An impressive, exciting, terrifying ride
Though I’ve always admired Cormac McCarthy’s writing, his dense prose has often left me a little, well, bored. Listening to McCarthy’s novels, however, is an entirely different experience.
“No Country for Old Men” is a pure escapism. From the first word to the very last, I found myself lost in the dusty, dangerous world along the US-Mexico border. Tom Stechschulte’s narration—his gravelly voice and slow, deliberate tone—is truly captivating. And even better, Stechschulte is able to render the lyrical cadence of McCarthy’s writing—something I never seemed able to do alone in my head while reading his stories. Dull descriptions of fields and highways became atmospheric, melodic, fascinating. Violent encounters went from senseless to heart-pounding. Once lengthy and uninteresting, character monologues now offered new, enlightening perspectives. It was listening to McCarthy that allowed me to see the genius behind his writing—and the power of an excellent narrator.

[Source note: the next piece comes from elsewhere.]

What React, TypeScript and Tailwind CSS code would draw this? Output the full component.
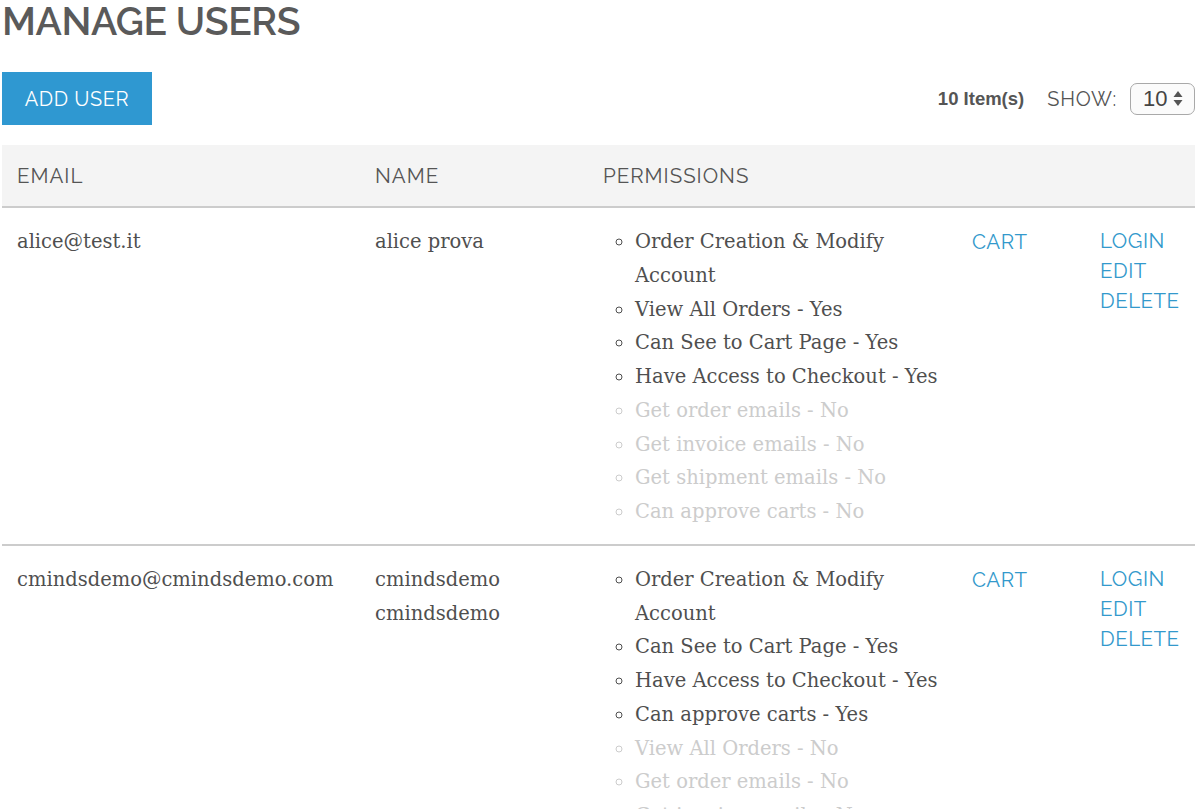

Literary musings aside, the story is action-packed, disturbing, frightening, interesting, and completely immersive. And “No Country for Old Men” is considered one of McCarthy’s lesser novels. This is a good introduction for those new to the author; a great listen for those who like his work; and absolute must for those (like me) who aren’t convinced … yet. An impressive, exciting, terrifying ride.